ここで解説すると長くなりすぎるので、もし要望があればそのうち・・・(^_^;)
弦楽四重奏曲 第15番 ニ短調 K.421(417b)
大ミサ曲 ハ短調 K.427
ピアノ協奏曲第20番 ニ短調 K.466
ピアノ協奏曲第23番 イ長調 K.488
弦楽五重奏曲第4番 ト短調 K.516
交響曲第41番 ハ長調 K.551
クラリネット協奏曲 イ長調 K.622
レクイエム ニ短調 K.626
よく見てみると短調の曲が多いですね。
モーツァルトというと長調の華やかなイメージがあるかもしれませんが、モーツァルトは短調が非常に魅力的なのです。
モーツァルトはオペラも凄い!
モーツァルトはコンチェルト・ソナタ・シンフォニー・室内楽・宗教音楽など、あらゆるジャンルで才能を発揮しましたが、オペラにおいてもその名を歴史に深く刻み込まれています。
特に「フィガロの結婚」「ドン・ジョバンニ」「魔笛」はモーツァルトの3大オペラといわれ、現代においても数多く上演されているのです。
どれも素晴らしいものに違いありませんが、このうちまずどれを聴けばいいのかというと、これまた難しいですが、「フィガロの結婚」か「魔笛」でしょうか。
フィガロの結婚は、伯爵の家来のフィガロとスザンヌが結婚するにあたり、廃止された「初夜権」を復活させようとする伯爵を中心に巻き起こる、人間模様が複雑ながらとても楽しくて面白いラブコメディ。
魔笛は、大蛇に襲われたタミーノ王子が、夜の女王の3人の侍女に救われ、彼女たちが王子に見せた夜の女王の娘、パミーナの絵姿を見せたところ王子が一目惚れしたとこから始まります。僧正ザラストロに愛娘を奪われた夜の女王に深く同情し、パミーナを救い出すために、ザラストロの神殿に、「鳥刺し」のパパゲーノといっしょに乗り込みます。
音楽も良く内容も面白いフィガロにするか、一部のストーリーについて賛否ありつつも音楽的に素晴らしすぎる魔笛にするか。
まあいずれ3つとも観ていただくとして、ピンとくるほうを選んでみていただければ…と。
モーツァルトを題材にした名画『アマデウス』
ブロードウェイの舞台『アマデウス』が1984年に映画化されました。宮廷作曲家アントニオ・サリエリを中心とした視点からヴォルフガング・アマデウス・モーツァルトの物語が描かれています。

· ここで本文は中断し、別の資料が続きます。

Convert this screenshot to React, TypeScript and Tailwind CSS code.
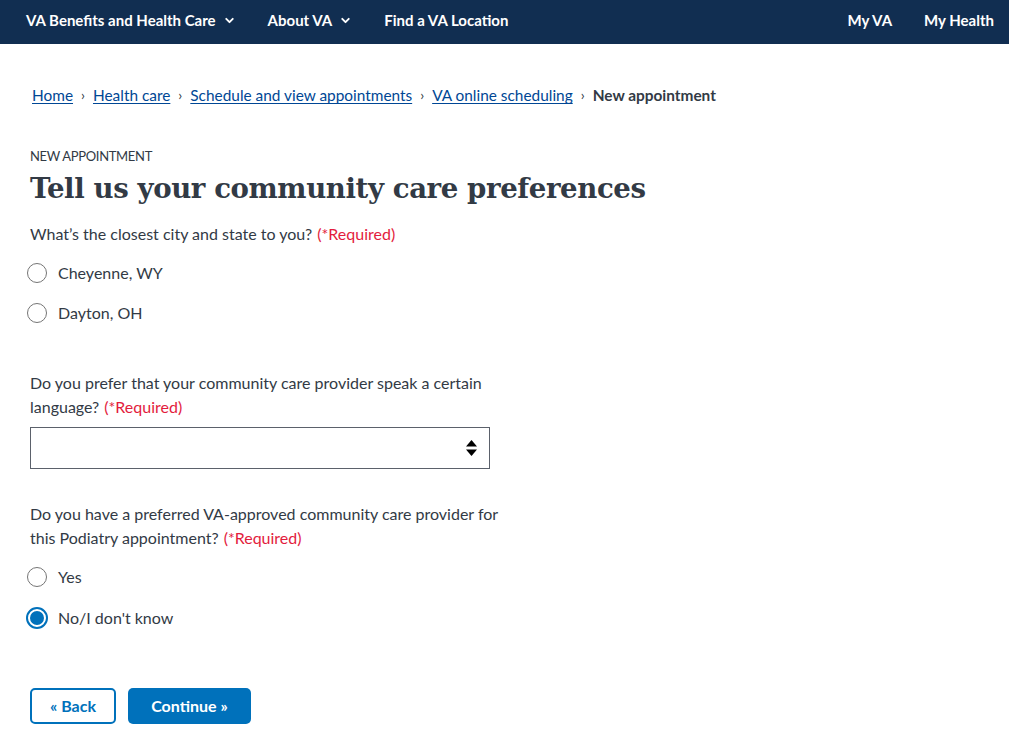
import { ChevronDown } from "lucide-react";

const body = "font-['Lato','Open_Sans',sans-serif]";

function Radio({ label, checked }: { label: string; checked?: boolean }) {
  return (
    <label className="flex items-center h-[40px] gap-[10px] cursor-pointer">
      {checked ? (
        <span className="ml-[-4px] w-[22px] h-[22px] rounded-full border-[2px] border-[#0071bb] bg-white flex items-center justify-center">
          <span className="w-[14px] h-[14px] rounded-full bg-[#0071bb]" />
        </span>
      ) : (
        <span className="ml-[-3px] w-[20px] h-[20px] rounded-full border border-[#757575] bg-white" />
      )}
      <span className={checked ? "text-[16px] text-[#323a45]" : "ml-[1px] text-[16px] text-[#323a45]"}>{label}</span>
    </label>
  );
}

function Req() {
  return <span className="text-[#e31c3d] ml-[5px]">(*Required)</span>;
}

export default function App() {
  const crumbs = ["Home", "Health care", "Schedule and view appointments", "VA online scheduling"];
  return (
    <div className={`min-h-screen bg-white ${body} text-[#323a45]`}>
      <nav className="h-[44px] pb-[4px] bg-[#112e51] flex items-center justify-between px-[26px] text-white font-bold text-[15px]">
        <div className="flex items-center">
          <span className="flex items-center gap-[7px]">
            VA Benefits and Health Care <ChevronDown size={13} strokeWidth={3.5} />
          </span>
          <span className="flex items-center gap-[7px] ml-[32px]">
            About VA <ChevronDown size={13} strokeWidth={3.5} />
          </span>
          <span className="ml-[32px]">Find a VA Location</span>
        </div>
        <div className="flex items-center gap-[32px] mr-[-11px]">
          <span>My VA</span>
          <span>My Health</span>
        </div>
      </nav>

      <div className="px-[30px]">
        <div className="flex items-center mt-[42px] ml-[2px] text-[15.4px] h-[20px]">
          {crumbs.map((c) => (
            <span key={c} className="flex items-center">
              <a href="#" className="text-[#004795] underline underline-offset-2">{c}</a>
              <span className="mx-[8px] mb-[2px] text-[#323a45] text-[14px] leading-none">›</span>
            </span>
          ))}
          <span className="font-bold">New appointment</span>
        </div>

        <div className="mt-[41px] text-[13px] uppercase tracking-tight">New appointment</div>
        <h1 className="mt-[2px] text-[27.6px] leading-[40px] font-bold font-['DejaVu_Serif',serif] tracking-[-0.4px]">
          Tell us your community care preferences
        </h1>

        <div className="mt-[13px] text-[16px]">
          What’s the closest city and state to you?<Req />
        </div>
        <div className="mt-[7px]">
          <Radio label="Cheyenne, WY" />
          <Radio label="Dayton, OH" />
        </div>

        <div className="mt-[38px] w-[480px] text-[16px] leading-[24px]">
          Do you prefer that your community care provider speak a certain language?<Req />
        </div>
        <div className="mt-[8px] w-[460px] h-[42px] border border-[#5b616b] flex items-center justify-end pr-[12px]">
          <svg width="11" height="16" viewBox="0 0 11 16">
            <path d="M5.5 0L11 6.5H0z" fill="#000" />
            <path d="M5.5 16L11 9.5H0z" fill="#000" />
          </svg>
        </div>

        <div className="mt-[33px] w-[480px] text-[16px] leading-[24px]">
          Do you have a preferred VA-approved community care provider for this Podiatry appointment?<Req />
        </div>
        <div className="mt-[7px]">
          <Radio label="Yes" />
          <div className="mt-[1px]">
            <Radio label="No/I don't know" checked />
          </div>
        </div>

        <div className="mt-[50px] flex gap-[12px]">
          <button className="h-[36px] w-[86px] rounded-[5px] border-[2px] border-[#0071bb] text-[#0071bb] font-bold text-[16px] bg-white">
            « Back
          </button>
          <button className="h-[36px] w-[123px] rounded-[5px] bg-[#0071bb] text-white font-bold text-[16px]">
            Continue »
          </button>
        </div>
      </div>
    </div>
  );
}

映画版『アマデウス』は、アカデミー賞の作品賞、監督賞、主演男優賞、脚色賞、美術賞、衣裳デザイン賞、メイクアップ賞、音響賞の8部門を受賞し、他にも英国アカデミー賞4部門、ゴールデングローブ賞4部門、ロサンゼルス映画批評家協会賞4部門、日本アカデミー賞外国作品賞などを受賞。
映画は天才対凡人という視点で描かれていて、モーツァルトの奔放さがまず印象的な内容となっていますが、美術の素晴らしさやモーツァルトの音楽がふんだんに使用されているのも大きな魅力ですね。
大音楽家たちもモーツァルトを尊敬していた
今回ご紹介した以外にも実に数多くの素晴らしい音楽がまだまだいっぱいあります。
モーツァルトの音楽はクラシック音楽の入り口としても親しみやすく最適でさすが、では初心者向けオンリーなのか?というと、まったくそんなことはありません。
「いかなるときも私は自分をモーツァルトの最大の尊敬者の一人と自認してきましたが、これは人生の最後の瞬間まで変らないでしょう。」
「おお、モーツァルト、不滅のモーツァルトよ。君は、より明るく
よりよい生活についての快い映像を、どんなにたくさん、無限に数多く、
私たちの魂に刻みつけてくれたことか!」
「ジュピター交響曲は私が聴いた音楽の中で最も偉大なものである。終曲のフーガを聞いたとき、私は天にいるかの思いがした」
「51歳の誕生日の6週間前に敗血症で死を迎えたときの、最期の言葉は「モーツァルト!」だった。」
「ある音楽家の教養の程度は彼のモーツァルトに対する関係で分かる。相当の年にならねばモーツァルトを理解することができない、というのは、よく知られた事実である。若い人たちは、モーツァルトを単純、単調、冗漫だと思う。人生という嵐によって純化された人だけが、単純さの中の崇高さと、霊感の直接性を理解するのである。」
どうか皆様に人生の良き伴侶となりえる、素晴らしい音楽との出会いがありますように。